The German-born American philosopher Albert Borgmann (1937-2023) described two contrasting phenomena: devices and focal things that were based on Martin Heidegger’s concept of Gestell (or enframing as it is known in English).
Borgmann uses an old hearth as an example of a focal thing. A hearth is designed to heat a building, but it also functions as a place for people to gather – to focus their energy and attention. In contrast, the technology of central heating warms a building and then … nothing. This is the device paradigm in which the mechanism for the delivery of a commodity (in this case heat) is hidden.
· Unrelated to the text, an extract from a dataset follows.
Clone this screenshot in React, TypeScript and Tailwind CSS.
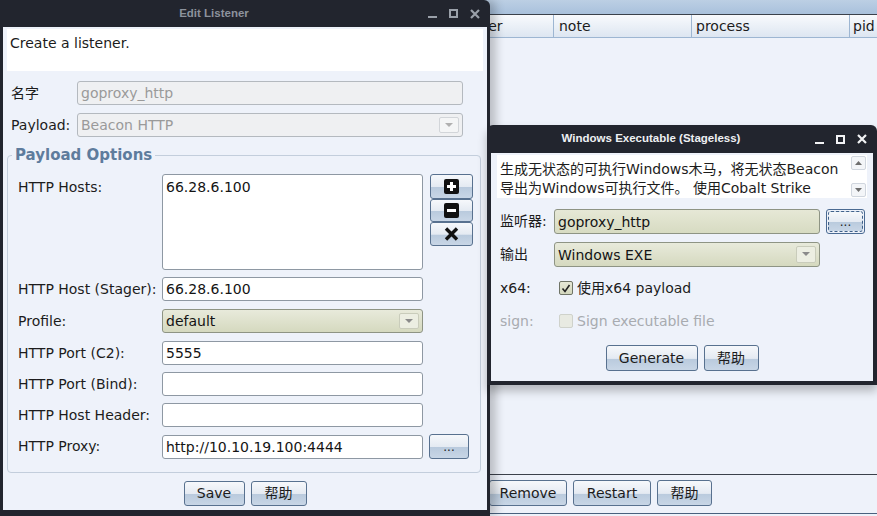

The other thing about focal things is that Borgmann suggests they are a burden and take effort. Yet focal things are also practices that give meaning to our lives, and that when developed in scale, become the basis of community and community celebration. Here’s the technology writer L. M. Sarcasas:
Focal things demand something of us. They require a measure of care, practice, and engagement that devices do not. Our use of them induces our focus, which they invite by design. “The experience of a [focal] thing,” Borgmann also notes, “is always and also a bodily and social engagement with the thing’s world.” There are, in other words, embodied and communal dimensions to the use of a focal thing. They involve our bodies, and they involve us in relationships to a degree that devices do not.
I understand this place – that at this moment we are calling Abà – to be a focal thing. It demands something of us and in doing so we become part of its world.